Example: If learners consistently fail a scenario step about verifying identity, do not add more policy slides. Rewrite the scenario, add a worked example, and create a job aid. Then re-check whether post-training identity verification errors decline.
Make it stick with reinforcement and manager enablement
Learning decays without reinforcement. Build a simple reinforcement loop: reminders, spaced practice, and coaching prompts. Managers are the multiplier, but they need tools that are quick and specific, not another long document.
Provide managers with a one-page coaching guide: what good looks like, questions to ask, a short observation checklist, and a suggestion for a five-minute weekly follow-up activity.
- Week 0: Training plus a job aid and a first on-the-job task.
- Week 1: Two-minute refresher plus one scenario question.
- Week 2: Manager observation with a short rubric.
- Week 4: A challenge case covering exceptions and edge cases.
This approach turns a one-time course into a system that supports performance over time.
A practical build checklist you can reuse
Use this checklist to keep projects focused and outcome-driven:
- Outcomes: 3 to 7 measurable behaviors with defined standards.
- Audience reality: Devices, time windows, prerequisites, motivation, constraints.

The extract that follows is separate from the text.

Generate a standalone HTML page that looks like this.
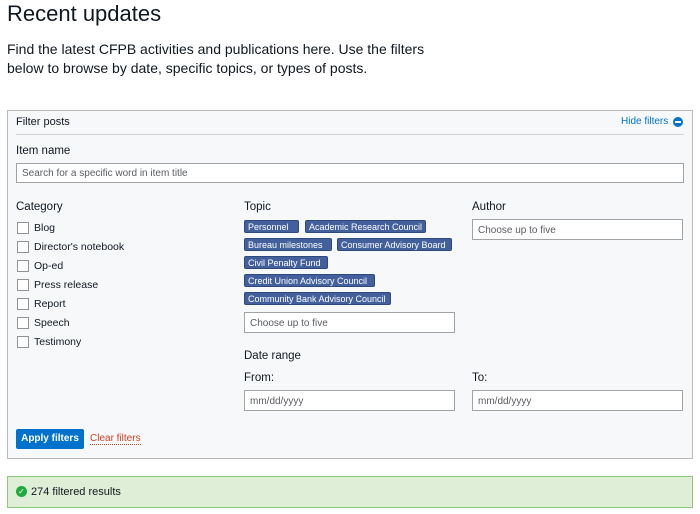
<!DOCTYPE html>
<html><head><style>
*{box-sizing:border-box;margin:0;padding:0}
body{width:700px;height:514px;background:#fff;font-family:"Liberation Sans",sans-serif;color:#101820;position:relative;overflow:hidden}
.a{position:absolute}
h1{position:absolute;left:7px;top:1px;font-size:22px;font-weight:normal}
.p{left:7px;top:40px;font-size:14px;line-height:19px;width:420px}
.box{left:7px;top:110px;width:686px;height:349px;background:#f7f8f9;border:1px solid #babbbd}
.lbl{font-size:11.5px}
.inp{background:#fff;border:1px solid #a2a3a4;font-size:10px;color:#5a5d61;padding-left:5px}
.cb{width:12px;height:12px;border:1px solid #919395;background:#fff;left:17px}
.cbl{left:34px;font-size:10.5px}
.tag{background:#43609c;color:#fff;font-size:9px;height:13px;line-height:12px;padding:0 3px;border-radius:2px;border:1px solid #2c4a7c;white-space:nowrap;overflow:hidden}
</style></head><body>
<h1>Recent updates</h1>
<div class="a p">Find the latest CFPB activities and publications here. Use the filters below to browse by date, specific topics, or types of posts.</div>
<div class="a box"></div>
<div class="a lbl" style="left:16px;top:116px;font-size:11px">Filter posts</div>
<div class="a" style="left:621px;top:116px;font-size:10px;color:#0072ce">Hide filters</div>
<div class="a" style="left:673px;top:117px;width:10px;height:10px;border-radius:50%;background:#0072ce"><div class="a" style="left:2px;top:4px;width:6px;height:2px;background:#fff"></div></div>
<div class="a" style="left:16px;top:134px;width:668px;height:1px;background:#d2d3d5"></div>
<div class="a lbl" style="left:16px;top:145px">Item name</div>
<div class="a inp" style="left:16px;top:163px;width:668px;height:20px;line-height:20px">Search for a specific word in item title</div>
<div class="a lbl" style="left:16px;top:201px">Category</div>
<div class="a cb" style="top:222px"></div><div class="a cbl" style="top:222px">Blog</div>
<div class="a cb" style="top:241px"></div><div class="a cbl" style="top:241px">Director's notebook</div>
<div class="a cb" style="top:260px"></div><div class="a cbl" style="top:260px">Op-ed</div>
<div class="a cb" style="top:279px"></div><div class="a cbl" style="top:279px">Press release</div>
<div class="a cb" style="top:298px"></div><div class="a cbl" style="top:298px">Report</div>
<div class="a cb" style="top:317px"></div><div class="a cbl" style="top:317px">Speech</div>
<div class="a cb" style="top:336px"></div><div class="a cbl" style="top:336px">Testimony</div>
<div class="a lbl" style="left:244px;top:201px">Topic</div>
<div class="a tag" style="left:244px;top:220px;width:55px">Personnel</div>
<div class="a tag" style="left:305px;top:220px;width:121px">Academic Research Council</div>
<div class="a tag" style="left:244px;top:238px;width:88px">Bureau milestones</div>
<div class="a tag" style="left:337px;top:238px;width:115px">Consumer Advisory Board</div>
<div class="a tag" style="left:244px;top:256px;width:84px">Civil Penalty Fund</div>
<div class="a tag" style="left:244px;top:274px;width:131px">Credit Union Advisory Council</div>
<div class="a tag" style="left:244px;top:292px;width:147px">Community Bank Advisory Council</div>
<div class="a inp" style="left:244px;top:312px;width:211px;height:21px;line-height:21px">Choose up to five</div>
<div class="a lbl" style="left:472px;top:201px">Author</div>
<div class="a inp" style="left:472px;top:219px;width:211px;height:21px;line-height:21px">Choose up to five</div>
<div class="a lbl" style="left:244px;top:350px">Date range</div>
<div class="a lbl" style="left:244px;top:372px">From:</div>
<div class="a lbl" style="left:472px;top:372px">To:</div>
<div class="a inp" style="left:244px;top:390px;width:211px;height:21px;line-height:21px">mm/dd/yyyy</div>
<div class="a inp" style="left:472px;top:390px;width:211px;height:21px;line-height:21px">mm/dd/yyyy</div>
<div class="a" style="left:16px;top:429px;width:68px;height:20px;background:#0072ce;border-radius:2px;color:#fff;font-size:10px;font-weight:bold;text-align:center;line-height:20px">Apply filters</div>
<div class="a" style="left:90px;top:433px;font-size:10px;color:#d14124;border-bottom:1px dotted #d14124">Clear filters</div>
<div class="a" style="left:7px;top:476px;width:686px;height:32px;background:#dfeed6;border:1px solid #8fc77f"></div>
<div class="a" style="left:16px;top:486px;width:11px;height:11px;border-radius:50%;background:#20aa3f;color:#fff;font-size:8px;text-align:center;line-height:11px">✓</div>
<div class="a" style="left:31px;top:486px;font-size:11px">274 filtered results</div>
</body></html>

- Structure: Clear path, short modules, resumable progress, minimal friction.
- Practice: Scenario bank, feedback that teaches, deliberate difficulty, mastery options.
- Support: Job aids, templates, and searchable references for the moment of need.
- Accessibility: Captions, transcripts, contrast, keyboard support, readable layout.
- Measurement: Events tied to outcomes, a review cadence, owners for improvements.
When you design for competence and measure what matters, engagement stops being a guessing game. Learners feel the relevance, managers see improvement, and training becomes a credible lever for business results.